SOURCE EXCERPT -

--- Start ---

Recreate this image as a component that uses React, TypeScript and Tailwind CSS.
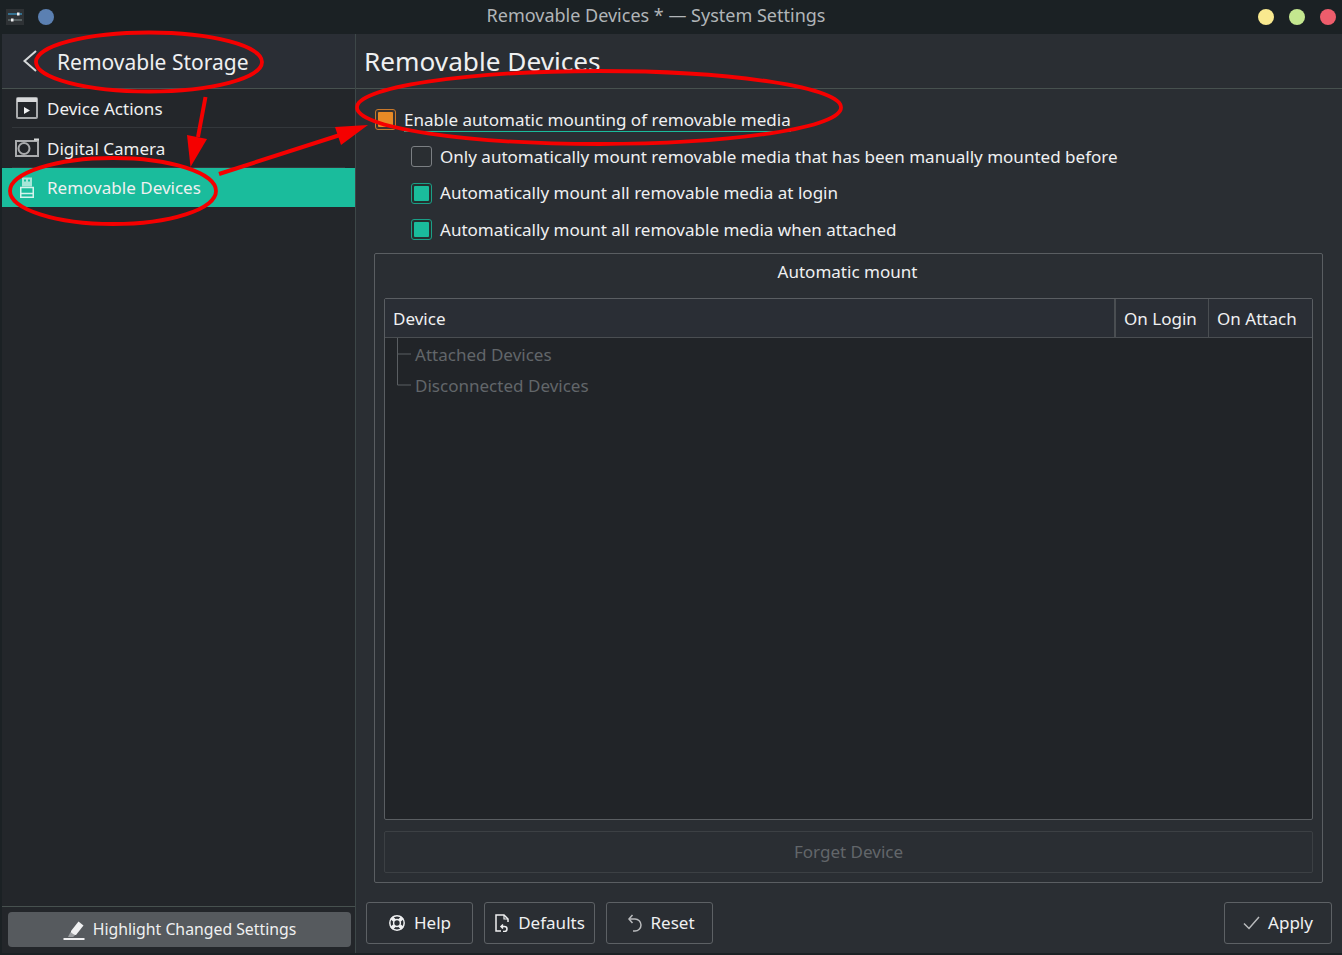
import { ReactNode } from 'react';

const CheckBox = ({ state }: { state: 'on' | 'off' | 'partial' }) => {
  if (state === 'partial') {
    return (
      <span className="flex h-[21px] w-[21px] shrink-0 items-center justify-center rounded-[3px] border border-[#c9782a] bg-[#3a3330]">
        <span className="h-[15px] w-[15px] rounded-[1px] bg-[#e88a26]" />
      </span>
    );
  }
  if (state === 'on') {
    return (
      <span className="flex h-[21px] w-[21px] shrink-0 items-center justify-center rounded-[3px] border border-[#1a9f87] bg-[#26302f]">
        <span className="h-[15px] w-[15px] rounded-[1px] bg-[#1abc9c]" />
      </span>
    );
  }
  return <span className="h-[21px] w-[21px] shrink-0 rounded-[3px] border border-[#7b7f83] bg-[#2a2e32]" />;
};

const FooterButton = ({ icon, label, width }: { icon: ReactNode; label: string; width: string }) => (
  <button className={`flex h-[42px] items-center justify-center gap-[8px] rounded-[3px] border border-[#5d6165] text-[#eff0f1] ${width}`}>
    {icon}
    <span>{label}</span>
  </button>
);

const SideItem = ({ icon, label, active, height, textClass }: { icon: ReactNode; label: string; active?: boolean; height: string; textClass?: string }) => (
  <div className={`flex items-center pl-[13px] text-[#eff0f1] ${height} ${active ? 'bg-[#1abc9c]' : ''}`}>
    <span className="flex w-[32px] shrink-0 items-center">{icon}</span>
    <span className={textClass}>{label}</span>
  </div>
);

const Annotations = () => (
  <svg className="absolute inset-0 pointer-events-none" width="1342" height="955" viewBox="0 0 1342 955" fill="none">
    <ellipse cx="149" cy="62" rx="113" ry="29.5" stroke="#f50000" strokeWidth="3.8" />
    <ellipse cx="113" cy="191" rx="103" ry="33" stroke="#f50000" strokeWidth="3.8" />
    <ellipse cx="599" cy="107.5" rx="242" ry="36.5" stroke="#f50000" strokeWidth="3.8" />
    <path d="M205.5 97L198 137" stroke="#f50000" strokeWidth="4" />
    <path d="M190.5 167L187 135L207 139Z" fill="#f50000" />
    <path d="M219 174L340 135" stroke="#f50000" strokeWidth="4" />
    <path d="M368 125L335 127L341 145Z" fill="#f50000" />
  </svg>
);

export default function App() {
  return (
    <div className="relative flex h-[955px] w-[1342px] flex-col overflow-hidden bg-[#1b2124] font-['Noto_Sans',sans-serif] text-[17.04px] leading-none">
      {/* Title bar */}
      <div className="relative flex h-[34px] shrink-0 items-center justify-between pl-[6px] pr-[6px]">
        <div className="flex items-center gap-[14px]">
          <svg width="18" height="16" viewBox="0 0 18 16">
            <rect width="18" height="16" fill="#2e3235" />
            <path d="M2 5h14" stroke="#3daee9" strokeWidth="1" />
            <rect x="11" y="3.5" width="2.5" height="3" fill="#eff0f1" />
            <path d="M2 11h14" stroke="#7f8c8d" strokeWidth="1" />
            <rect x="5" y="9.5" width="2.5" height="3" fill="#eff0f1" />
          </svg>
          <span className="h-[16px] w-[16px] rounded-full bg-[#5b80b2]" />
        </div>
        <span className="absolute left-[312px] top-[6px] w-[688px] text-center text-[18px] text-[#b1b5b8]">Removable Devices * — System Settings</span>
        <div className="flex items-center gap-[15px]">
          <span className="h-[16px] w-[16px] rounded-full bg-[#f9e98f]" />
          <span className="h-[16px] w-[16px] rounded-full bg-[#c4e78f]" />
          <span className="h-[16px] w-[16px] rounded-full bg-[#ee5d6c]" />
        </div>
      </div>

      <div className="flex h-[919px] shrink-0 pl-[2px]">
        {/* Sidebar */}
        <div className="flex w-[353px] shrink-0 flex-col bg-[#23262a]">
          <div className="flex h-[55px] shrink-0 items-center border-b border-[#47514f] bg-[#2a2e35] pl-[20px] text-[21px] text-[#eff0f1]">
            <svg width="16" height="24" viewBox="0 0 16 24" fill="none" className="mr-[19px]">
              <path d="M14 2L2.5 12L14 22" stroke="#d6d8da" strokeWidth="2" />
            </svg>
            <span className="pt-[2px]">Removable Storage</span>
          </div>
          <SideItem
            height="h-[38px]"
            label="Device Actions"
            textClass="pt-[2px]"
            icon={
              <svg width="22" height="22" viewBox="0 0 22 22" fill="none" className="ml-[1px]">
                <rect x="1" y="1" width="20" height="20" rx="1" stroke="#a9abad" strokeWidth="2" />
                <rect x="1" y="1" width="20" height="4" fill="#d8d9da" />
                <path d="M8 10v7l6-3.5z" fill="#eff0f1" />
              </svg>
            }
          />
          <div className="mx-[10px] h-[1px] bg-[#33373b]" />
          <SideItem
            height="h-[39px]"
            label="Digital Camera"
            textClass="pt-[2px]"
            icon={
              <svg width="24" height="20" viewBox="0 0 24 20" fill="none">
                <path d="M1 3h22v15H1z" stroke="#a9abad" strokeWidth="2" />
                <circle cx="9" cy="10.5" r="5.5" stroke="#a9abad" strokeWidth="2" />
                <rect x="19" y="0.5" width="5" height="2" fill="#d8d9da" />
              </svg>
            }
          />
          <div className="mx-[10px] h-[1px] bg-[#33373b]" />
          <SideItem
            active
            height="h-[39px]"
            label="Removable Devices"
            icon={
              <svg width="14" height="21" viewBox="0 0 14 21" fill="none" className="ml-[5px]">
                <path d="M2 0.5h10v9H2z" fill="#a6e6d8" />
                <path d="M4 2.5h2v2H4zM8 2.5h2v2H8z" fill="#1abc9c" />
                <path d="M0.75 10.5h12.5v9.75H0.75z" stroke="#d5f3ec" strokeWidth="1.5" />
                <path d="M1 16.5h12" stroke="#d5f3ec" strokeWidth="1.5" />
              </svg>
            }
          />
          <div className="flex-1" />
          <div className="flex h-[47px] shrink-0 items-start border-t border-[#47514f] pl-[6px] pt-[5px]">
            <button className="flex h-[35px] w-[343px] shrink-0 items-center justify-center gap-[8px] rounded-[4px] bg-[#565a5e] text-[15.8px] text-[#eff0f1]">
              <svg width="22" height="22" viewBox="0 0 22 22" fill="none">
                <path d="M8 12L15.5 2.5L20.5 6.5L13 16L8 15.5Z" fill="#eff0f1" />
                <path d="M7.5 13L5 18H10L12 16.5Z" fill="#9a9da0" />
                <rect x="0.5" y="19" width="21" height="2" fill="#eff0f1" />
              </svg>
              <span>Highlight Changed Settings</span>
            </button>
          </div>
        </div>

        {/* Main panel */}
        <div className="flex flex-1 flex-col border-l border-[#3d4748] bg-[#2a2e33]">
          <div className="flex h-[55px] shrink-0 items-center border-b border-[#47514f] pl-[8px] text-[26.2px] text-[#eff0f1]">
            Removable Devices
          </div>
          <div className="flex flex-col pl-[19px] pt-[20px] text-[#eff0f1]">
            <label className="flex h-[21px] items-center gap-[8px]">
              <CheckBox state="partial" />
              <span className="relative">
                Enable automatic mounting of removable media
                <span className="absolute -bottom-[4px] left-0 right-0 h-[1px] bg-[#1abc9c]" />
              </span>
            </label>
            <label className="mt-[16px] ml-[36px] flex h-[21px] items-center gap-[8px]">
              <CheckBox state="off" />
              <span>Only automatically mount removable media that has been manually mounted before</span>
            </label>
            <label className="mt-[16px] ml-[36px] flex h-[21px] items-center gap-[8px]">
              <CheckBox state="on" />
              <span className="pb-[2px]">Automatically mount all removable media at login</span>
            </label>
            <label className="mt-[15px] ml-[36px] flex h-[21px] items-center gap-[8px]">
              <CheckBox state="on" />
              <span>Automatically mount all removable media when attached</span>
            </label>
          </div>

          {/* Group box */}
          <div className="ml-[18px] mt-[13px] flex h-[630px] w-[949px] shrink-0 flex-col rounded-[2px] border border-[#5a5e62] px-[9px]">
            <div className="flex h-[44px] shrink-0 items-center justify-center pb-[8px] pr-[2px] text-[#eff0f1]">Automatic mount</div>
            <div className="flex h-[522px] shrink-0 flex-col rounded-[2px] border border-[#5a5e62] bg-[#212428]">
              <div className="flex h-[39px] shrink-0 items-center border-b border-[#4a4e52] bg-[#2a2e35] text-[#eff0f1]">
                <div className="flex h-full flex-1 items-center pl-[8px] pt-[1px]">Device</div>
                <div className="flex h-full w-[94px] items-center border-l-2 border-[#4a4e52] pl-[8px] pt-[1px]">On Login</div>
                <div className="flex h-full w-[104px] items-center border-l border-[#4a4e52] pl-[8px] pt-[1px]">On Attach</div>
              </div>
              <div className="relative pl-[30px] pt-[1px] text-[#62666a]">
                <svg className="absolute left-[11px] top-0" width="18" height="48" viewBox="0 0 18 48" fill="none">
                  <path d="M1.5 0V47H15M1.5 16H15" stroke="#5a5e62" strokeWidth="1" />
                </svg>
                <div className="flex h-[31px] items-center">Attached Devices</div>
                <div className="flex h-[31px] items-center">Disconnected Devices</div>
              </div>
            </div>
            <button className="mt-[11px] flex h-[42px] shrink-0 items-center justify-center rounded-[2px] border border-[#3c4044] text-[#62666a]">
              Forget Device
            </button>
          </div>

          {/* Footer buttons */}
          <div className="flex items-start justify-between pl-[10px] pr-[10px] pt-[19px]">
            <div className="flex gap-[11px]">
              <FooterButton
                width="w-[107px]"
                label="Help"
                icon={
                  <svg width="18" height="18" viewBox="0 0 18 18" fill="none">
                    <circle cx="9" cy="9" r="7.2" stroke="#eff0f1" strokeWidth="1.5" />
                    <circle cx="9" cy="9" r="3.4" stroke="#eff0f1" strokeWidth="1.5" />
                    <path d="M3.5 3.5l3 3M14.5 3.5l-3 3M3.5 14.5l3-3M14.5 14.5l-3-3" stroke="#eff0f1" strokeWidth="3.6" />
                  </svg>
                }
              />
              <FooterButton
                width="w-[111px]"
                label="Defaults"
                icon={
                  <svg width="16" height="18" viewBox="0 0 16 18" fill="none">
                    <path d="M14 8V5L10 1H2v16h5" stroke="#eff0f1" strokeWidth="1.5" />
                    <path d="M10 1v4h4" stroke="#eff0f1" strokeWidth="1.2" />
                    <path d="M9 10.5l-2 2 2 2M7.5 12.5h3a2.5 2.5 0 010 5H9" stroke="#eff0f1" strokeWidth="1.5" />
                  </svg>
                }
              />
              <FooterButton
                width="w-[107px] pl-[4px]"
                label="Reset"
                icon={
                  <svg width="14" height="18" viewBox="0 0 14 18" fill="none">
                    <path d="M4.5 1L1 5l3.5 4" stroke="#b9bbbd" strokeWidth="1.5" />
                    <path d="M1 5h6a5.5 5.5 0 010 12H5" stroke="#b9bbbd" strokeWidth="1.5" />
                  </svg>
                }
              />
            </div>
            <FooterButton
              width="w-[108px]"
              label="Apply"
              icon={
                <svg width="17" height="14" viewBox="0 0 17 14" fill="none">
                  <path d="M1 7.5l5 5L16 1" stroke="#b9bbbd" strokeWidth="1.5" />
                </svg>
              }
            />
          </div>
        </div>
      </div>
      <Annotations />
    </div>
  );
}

--- End ---

EXERCISE TASK -
Pick each line holding the word "that" out of the listing.

OUTPUT FOR THIS EXERCISE -
Recreate this image as a component that uses React, TypeScript and Tailwind CSS.
              <span>Only automatically mount removable media that has been manually mounted before</span>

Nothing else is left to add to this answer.